Литература ГДР имеет особое значение, куда большее, чем в западных странах. Она должна выполнять задачи, которыми на Западе занимается журналистика, общественная критика и идеологические дебаты. Люди ждут от писателей ответов на всевозможные вопросы, которыми на Западе занимаются специальные учреждения.

Поэтому она имела реалистичный взгляд на цензуру:

Я не знаю ни одной страны в мире, где не было бы идеологической цензуры или цензуры рынка. Я не считаю себя жертвой. Я стала бы ею, если бы цензура превратилась в самоцензуру. Я считаю себя борцом, старающимся раздвинуть границы дозволенного, расширить область того, что можно говорить[390].
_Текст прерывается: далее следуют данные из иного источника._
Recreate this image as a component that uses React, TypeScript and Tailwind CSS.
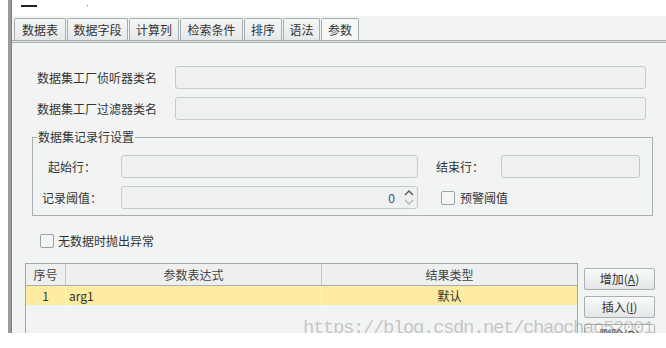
import React from "react";

const tabs = [
  { label: "数据表", w: "w-[52px]" },
  { label: "数据字段", w: "w-[61px]" },
  { label: "计算列", w: "w-[50px]" },
  { label: "检索条件", w: "w-[63px]" },
  { label: "排序", w: "w-[38px]" },
  { label: "语法", w: "w-[37px]" },
  { label: "参数", w: "w-[38px]", active: true },
];

function Field({ className = "" }: { className?: string }) {
  return <div className={`h-[23px] rounded-[3px] border border-[#c4cacd] bg-[#eff1f1] ${className}`} />;
}

function Check() {
  return <div className="w-[14px] h-[14px] rounded-[2px] border border-[#9ba3a7] bg-[#f4f5f5] shrink-0" />;
}

function Btn({ text, key1 }: { text: string; key1: string }) {
  return (
    <div className="h-[22px] w-[71px] shrink-0 rounded-[2px] border border-[#a9b0b3] bg-gradient-to-b from-[#fafafa] to-[#e4e7e8] flex items-center justify-center text-[12px] text-[#333]">
      {text}(<span className="underline">{key1}</span>)
    </div>
  );
}

export default function App() {
  return (
    <div
      className="w-[666px] h-[348px] bg-white overflow-hidden flex flex-col text-[12px] text-[#333]"
      style={{ fontFamily: '"Noto Sans CJK SC", "Noto Sans", sans-serif' }}
    >
      <div className="flex h-[333px]">
        <div className="w-[8px] bg-white" />
        <div className="w-[3px] bg-[#9a9a9a]" />
        <div className="w-[1px] bg-[#3d8fdc]" />
        <div className="flex-1 flex flex-col relative overflow-hidden">
          {/* top strip */}
          <div className="h-[16px] bg-white flex items-start pt-[5px] shrink-0">
            <div className="ml-[9px] w-[16px] h-[2px] bg-[#222]" />
            <div className="ml-[50px] w-[1px] h-[1px] bg-[#e33]" />
          </div>

          {/* tab row */}
          <div className="h-[24px] bg-[#f2f3f3] flex items-end pl-[2px] gap-[1px] shrink-0">
            {tabs.map((t) => (
              <div
                key={t.label}
                className={`${t.w} h-[22px] flex items-center justify-center rounded-t-[2px] border border-b-0 border-[#a7aeb2] leading-none ${
                  t.active ? "bg-[#f6f7f7]" : "bg-gradient-to-b from-[#f5f6f6] to-[#e6e9ea]"
                }`}
              >
                {t.label}
              </div>
            ))}
          </div>
          <div className="h-[1px] bg-[#a3abaf] shrink-0" />
          <div className="h-[1px] bg-[#dfe3e4] shrink-0" />
          <div className="h-[1px] bg-[#a9b1b5] shrink-0" />

          {/* panel */}
          <div className="flex-1 bg-[#f2f3f3] flex flex-col">
            <div className="flex items-center mt-[23px] pl-[25px] pr-[20px]">
              <div className="w-[138px] shrink-0">数据集工厂侦听器类名</div>
              <Field className="flex-1" />
            </div>
            <div className="flex items-center mt-[8px] pl-[25px] pr-[20px]">
              <div className="w-[138px] shrink-0">数据集工厂过滤器类名</div>
              <Field className="flex-1" />
            </div>

            <fieldset className="ml-[20px] mr-[13px] mt-[9px] border border-[#a7aeb2] pb-[6px]">
              <legend className="ml-[4px] px-[1px] leading-[16px] text-[#333]">数据集记录行设置</legend>
              <div className="flex items-center mt-[10px]">
                <div className="w-[78px] text-center shrink-0">起始行：</div>
                <Field className="ml-[10px] w-[297px]" />
                <div className="ml-[18px] w-[65px] shrink-0">结束行：</div>
                <Field className="w-[139px]" />
              </div>
              <div className="flex items-center mt-[8px]">
                <div className="w-[78px] text-center shrink-0">记录阈值：</div>
                <div className="ml-[10px] w-[297px] h-[23px] rounded-[3px] border border-[#c4cacd] bg-[#eff1f1] flex items-center justify-end pr-[2px]">
                  <span className="text-[#3a4a7a]">0</span>
                  <svg width="12" height="17" viewBox="0 0 12 17" className="ml-[8px]">
                    <path d="M2 6 L6 2 L10 6" fill="none" stroke="#555" strokeWidth="1.4" />
                    <path d="M2 11 L6 15 L10 11" fill="none" stroke="#b4b9bc" strokeWidth="1.4" />
                  </svg>
                </div>
                <div className="ml-[23px]">
                  <Check />
                </div>
                <div className="ml-[5px]">预警阈值</div>
              </div>
            </fieldset>

            <div className="flex items-center mt-[16px] ml-[28px]">
              <Check />
              <div className="ml-[4px]">无数据时抛出异常</div>
            </div>

            <div className="flex mt-[13px] ml-[13px] flex-1">
              <div className="w-[553px] h-[120px] border border-[#a0a8ab] bg-[#f2f3f3] flex flex-col shrink-0">
                <div className="flex h-[22px] border-b border-[#a7afb2] bg-[#eef0f0] text-[#444]">
                  <div className="w-[40px] border-r border-[#bfc5c8] flex items-center justify-center">序号</div>
                  <div className="w-[256px] border-r border-[#bfc5c8] flex items-center justify-center">参数表达式</div>
                  <div className="flex-1 flex items-center justify-center">结果类型</div>
                </div>
                <div className="flex h-[19px] bg-[#feeba2] text-[#333]">
                  <div className="w-[40px] border-r border-[#fff4cf] flex items-center justify-center">1</div>
                  <div className="w-[256px] border-r border-[#fff4cf] flex items-center pl-[3px]">arg1</div>
                  <div className="flex-1 flex items-center justify-center">默认</div>
                </div>
              </div>
              <div className="ml-[6px] mt-[5px] flex flex-col gap-[6px]">
                <Btn text="增加" key1="A" />
                <Btn text="插入" key1="I" />
                <Btn text="删除" key1="D" />
              </div>
            </div>
          </div>

          {/* watermark */}
          <div
            className="absolute left-[291px] top-[319px] text-[19px] leading-[19px] tracking-[-1.4px] text-[rgba(140,140,140,0.45)] whitespace-nowrap pointer-events-none"
            style={{ fontFamily: '"Liberation Mono", monospace' }}
          >
            https://blog.csdn.net/chaochao52001
          </div>
        </div>
      </div>
      <div className="h-[15px] bg-white" />
    </div>
  );
}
Показав свою преданность системе, наиболее знаменитые восточногерманские писатели заслуживали особого обращения[391]. Они, как правило, публиковали свои книги одновременно в обеих Германиях, потому что ГДР отчаянно нуждалась в деньгах ФРГ и забирала большую часть прибыли себе. Разумеется, западные издания часто содержали фрагменты, которые цензоры убирали из книг, продаваемых на Востоке. Но запрещенные материалы достигали читателей ГДР контрабандистским маршрутом или благодаря распространению фотокопий нужных страниц, то есть через самиздат.

Криста Вольф имела такое влияние на власть, что потребовала от ГАП отметить многоточиями семь отрывков, которые они вычеркнули из романа «Кассандра», Kassandra[392]. Многоточия давали читателю понять, что здесь недостает отрывка, и это в то время, когда страны советского блока протестовали против установки американских ракет средней дальности на территории Западной Европы. Потом распространялись полные варианты сокращенных мест, перепечатанные из западногерманских изданий на листках бумаги, которые можно было вставить в нужное место. Мне удалось заполучить целый набор таких вставок. После того как я вложил их в нужные места в восточногерманской версии «Кассандры», текст неожиданным образом ожил. Вот, например, предложение, изъятое вверху страницы 110: «Высшее командование НАТО и страны Варшавского договора обсуждают наращивание вооружений, чтобы иметь возможность преодолеть предполагаемое превосходство „противника“ в военных технологиях за счет чего-то равноценного»[393].


Рис. 10. Две страницы из восточногерманского издания романа «Кассандра» (1983) Кристы Вольф с отрывком из не прошедшего цензуру западногерманского издания, которое подпольно распространялось в ГДР. Отрывок следовало вставить в верхний левый угол страницы 110 на место, отмеченное многоточием между квадратными скобками. Вольф согласилась внести правки, предложенные цензорами, но имела располагала достаточным влиянием, чтобы потребовать обозначить их многоточиями


На западный взгляд эта фраза кажется удивительно непровокационной. Даже житель Восточной Германии мог проглядеть ее, не заметив ничего подозрительного. Но машинописная вставка выделяла ее так, чтобы стало заметно скрытое послание: разрушительные силы на обоих фронтах сторон холодной войны преследуют одни и те же цели, и те и другие хотят уничтожить «противника», а значит, они морально равны или в равной степени аморальны. Клаус Хёпке прекрасно знал о такой интерпретации. Он даже обсуждал ее с Вольф в 1983 году. Она отстаивала свою позицию, которую Хёпке счел непостижимой, но позволил напечатать многоточия в нужных местах[394].

Так что в свои поздние годы режим довольно далеко отошел от раннего сталинизма. Он был готов идти на уступки в одних переговорах за другими, как, со своей стороны, и авторы, из‐за чего литература ГДР обретала собственный облик где-то в промежуточной зоне. Но всегда существовали ограничения. Что происходило, когда писатели слишком далеко заходили за границы дозволенного? Изучение отдельных случаев показывает, насколько гибкой могла быть система, пока не переставала быть эффективной, и в 1987 году, то есть до падения стены, от цензуры не отказались, по крайней мере на словах.